See comments in-line.
Cheers.
>
> ...
>
>>> @@ -35,4 +36,88 @@ save_master_pos;
>>> connection slave;
>>> sync_with_master;
>>>
>>> -# End of 4.1 tests
>>> +
>>> +#
>>> +# Bug #38205 Row-based Replication (RBR) causes inconsistencies...
>>> +#
>>> +# Verifying that STOP SLAVE does not interrupt excution of a group
>>> +# execution of events if the group can not roll back.
>>> +# Killing the sql thread continues to provide a "hard" stop (the
>>> +# part II, moved to the bugs suite as it's hard to make it
>>> +# deterministic with KILL).
>>>
Please, describe the test case better and put some comments in the
the code. Maybe you should use echo too.
>>> +#
>>> +
>>> +#
>>> +# Part I. The being stopped sql thread finishes first the current group of
>>> +# events if the group contains an event on a non-transaction table.
>>> +
>>> +connection master;
>>> +create table t1i(n int primary key) engine=innodb;
>>> +create table t2m(n int primary key) engine=myisam;
>>> +begin;
>>> +insert into t1i values (1);
>>> +insert into t1i values (2);
>>> +insert into t1i values (3);
>>> +commit;
>>> +
>>> +sync_slave_with_master;
>>> +connection slave;
>>> +begin;
>>> +insert into t1i values (5);
>>> +
>>> +connection master;
>>> +let $pos0_master= query_get_value(SHOW MASTER STATUS, Position, 1);
>>> +begin;
>>> +insert into t1i values (4);
>>> +insert into t2m values (1); # non-ta update to process
>>> +insert into t1i values (5); # to block at. to be played with stopped
>>> +commit;
>>> +
>>> +connection slave;
>>> +# slave sql thread must be locked out by the conn `slave' explicit lock
>>> +let $pos0_slave= query_get_value(SHOW SLAVE STATUS, Exec_Master_Log_Pos,
> 1);
>>> +--disable_query_log
>>> +eval select $pos0_master - $pos0_slave as zero;
>>> +--enable_query_log
>>> +
>>> +connection slave1;
>>> +let $count= 1;
>>> +let $table= t2m;
>>> +source include/wait_until_rows_count.inc;
>>> +send stop slave;
>>> +
>>> +connection slave;
>>> +rollback; # release the sql thread
>>> +
>>>
>>>
>
>
>> How many slaves do you have? Two?
>> If you have two slave, please describe the architecture of your test.
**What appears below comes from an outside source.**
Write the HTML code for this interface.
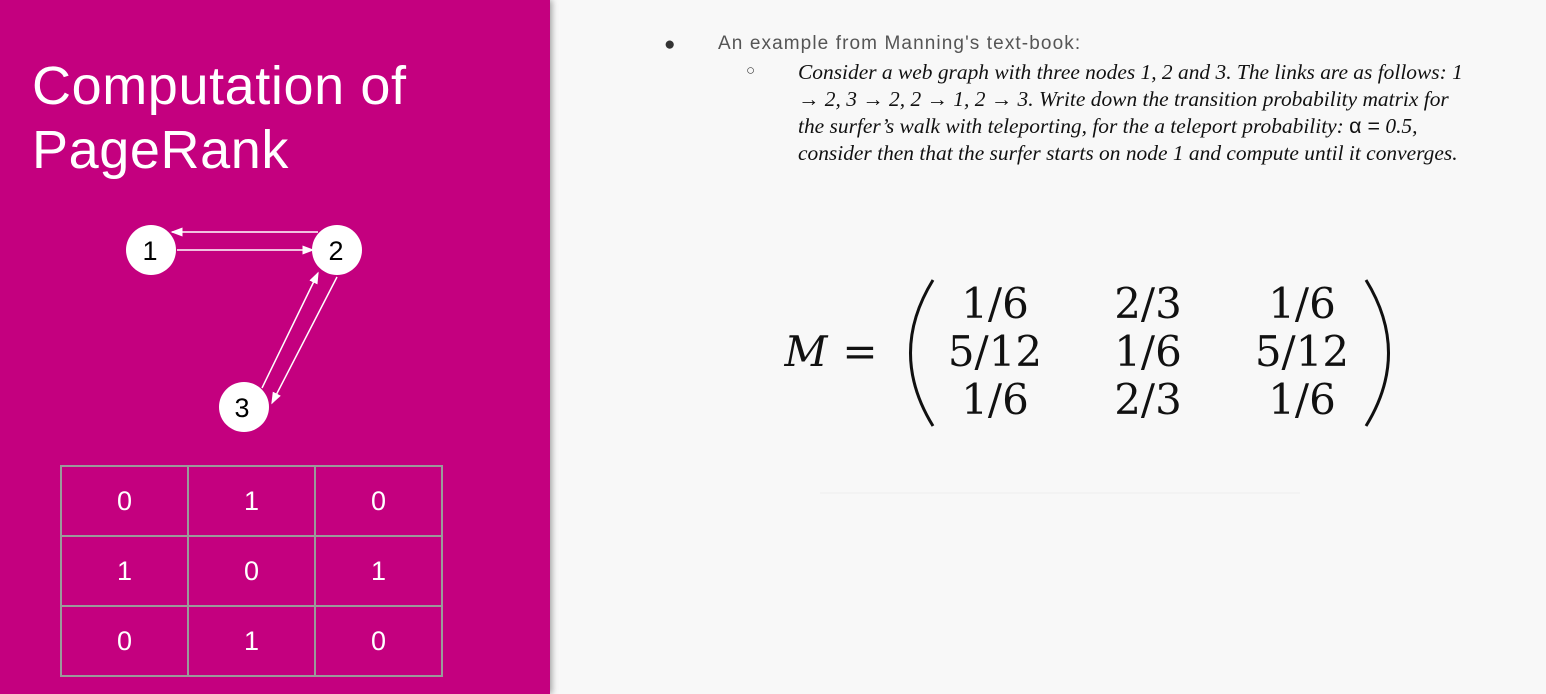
<!DOCTYPE html>
<html><head><meta charset="utf-8"><style>
body{margin:0;width:1546px;height:694px;overflow:hidden;background:#f8f8f8;position:relative;font-family:"Liberation Sans",sans-serif}
.left{position:absolute;left:0;top:0;width:550px;height:694px;background:#c4007f;box-shadow:2px 0 6px rgba(0,0,0,.35)}
.title{position:absolute;left:32px;top:54px;color:#fff;font-size:54px;line-height:64px;font-weight:300;letter-spacing:0.6px}
table{position:absolute;left:60px;top:465px;border-collapse:collapse}
td{width:125px;height:68px;border:2px solid #9a9a9a;color:#fff;font-size:27px;text-align:center;padding:0}
.t{position:absolute;white-space:nowrap}
.it{font-family:"Liberation Serif",serif;font-style:italic;font-size:21px;color:#111;transform-origin:0 0;transform:scaleX(1.02)}
</style></head><body>
<div class="left">
<div class="title">Computation of<br>PageRank</div>
<svg width="550" height="694" style="position:absolute;left:0;top:0">
<defs><marker id="a" markerWidth="8" markerHeight="8" refX="7" refY="4" orient="auto"><path d="M0,1 L8,4 L0,7z" fill="#fff"/></marker></defs>
<g stroke="#fff" stroke-width="1.5" fill="none">
<line x1="318" y1="232" x2="172" y2="232" marker-end="url(#a)"/>
<line x1="177" y1="250" x2="313" y2="250" marker-end="url(#a)"/>
<line x1="262" y1="388" x2="318" y2="273" marker-end="url(#a)"/>
<line x1="337" y1="277" x2="272" y2="403" marker-end="url(#a)"/>
</g>
<g fill="#fff"><circle cx="151" cy="250" r="25"/><circle cx="337" cy="250" r="25"/><circle cx="244" cy="407" r="25"/></g>
<g font-size="27" fill="#000" text-anchor="middle" font-family="Liberation Sans"><text x="150" y="260">1</text><text x="336" y="260">2</text><text x="242" y="417">3</text></g>
</svg>
<table><tr><td>0</td><td>1</td><td>0</td></tr><tr><td>1</td><td>0</td><td>1</td></tr><tr><td>0</td><td>1</td><td>0</td></tr></table>
</div>
<div class="t" style="left:664px;top:34px;font-size:19px;color:#333">●</div>
<div class="t" style="left:718px;top:33px;font-size:19px;color:#555;letter-spacing:1.1px">An example from Manning's text-book:</div>
<div class="t" style="left:746px;top:62px;font-size:15px;color:#444">○</div>
<div class="t it" style="left:798px;top:60px">Consider a web graph with three nodes 1, 2 and 3. The links are as follows: 1</div>
<div class="t it" style="left:798px;top:87px">→ 2, 3 → 2, 2 → 1, 2 → 3. Write down the transition probability matrix for</div>
<div class="t it" style="left:798px;top:114px">the surfer’s walk with teleporting, for the a teleport probability: <span style="font-style:normal;font-family:'Liberation Sans'">α =</span> 0.5,</div>
<div class="t it" style="left:798px;top:141px">consider then that the surfer starts on node 1 and compute until it converges.</div>
<svg width="1546" height="694" style="position:absolute;left:0;top:0">
<g font-family="DejaVu Serif,serif" font-size="42" fill="#111" text-anchor="middle">
<text x="806" y="366" font-style="italic">M</text>
<text x="860" y="366">=</text>
<text x="995" y="318">1/6</text><text x="1148" y="318">2/3</text><text x="1302" y="318">1/6</text>
<text x="995" y="366">5/12</text><text x="1148" y="366">1/6</text><text x="1302" y="366">5/12</text>
<text x="995" y="414">1/6</text><text x="1148" y="414">2/3</text><text x="1302" y="414">1/6</text>
</g>
<path d="M933,280 Q888,353 933,426" stroke="#111" stroke-width="3" fill="none"/>
<path d="M1366,280 Q1411,353 1366,426" stroke="#111" stroke-width="3" fill="none"/>
<line x1="820" y1="493" x2="1300" y2="493" stroke="#eee" stroke-width="1"/>
</svg>
</body></html>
>> Otherwise, please, replace slave1 by slave.
>>
>> I think you have just one master and one slave.
>>
>
> that's correct.
> Were not you confused slave1, slave are not servers but connections to
> the slave server?
>
> I need two: one to set up a "stumbling" point for the sql thread, and
> the other to issue stop or kill it while the sql thread got stuck in
> the middle of executing a transaction.
>
Ok. I understood it now.
See above.
>
>>> +connection slave1;
>>> +reap;
>>> +source include/wait_for_slave_to_stop.inc;
>>> +let $sql_status= query_get_value(SHOW SLAVE STATUS, Slave_SQL_Running, 1);
>>> +--echo *** sql thread is running: $sql_status ***
>>> +
>>> +
>>> +connection master;
>>> +let $pos1_master= query_get_value(SHOW MASTER STATUS, Position, 1);
>>>
>>>
>> If you have just one slave, please, this second wait is unnecessary.
>>
>>> +
>>> +connection slave;
>>> +source include/wait_for_slave_sql_to_stop.inc;
>>>
>>>
>> above.
>>
This second wait is not necessary.
>>> +
>>> +let $pos1_slave= query_get_value(SHOW SLAVE STATUS, Exec_Master_Log_Pos,
> 1);
>>> +
>>> +--echo *** the prove: the stopped slave has finished the current transaction
> ***
>>>
>>>
>> above.
>>
>>
>>> +
>>> +--disable_query_log
>>> +select count(*) as five from t1i;
>>> +eval select $pos1_master - $pos1_slave as zero;
>>> +eval select $pos1_slave > $pos0_slave as one;
>>> +--enable_query_log
>>> +
>>> +start slave;
>>> +
>>> +# clean-up
>>> +connection master;
>>> +drop table t1i, t2m;
>>> +
>>> +sync_slave_with_master;
>>> +
>>> +# End of tests
>>>
>>> === modified file 'sql/log_event.cc'
>>> --- a/sql/log_event.cc 2009-03-05 10:23:46 +0000
>>> +++ b/sql/log_event.cc 2009-03-26 08:25:06 +0000
>>> @@ -7114,7 +7114,12 @@ int Rows_log_event::do_apply_event(Relay
>>> */
>>> lex_start(thd);
>>> mysql_reset_thd_for_next_command(thd);
>>> -
>>> + /*
>>> + The current statement is just about to begin and
>>> + has not yet modified anything. Note, all.modified is reset
>>> + by mysql_reset_thd_for_next_command.
>>> + */
>>>
>>>
>> Change this comment because this is not completely true.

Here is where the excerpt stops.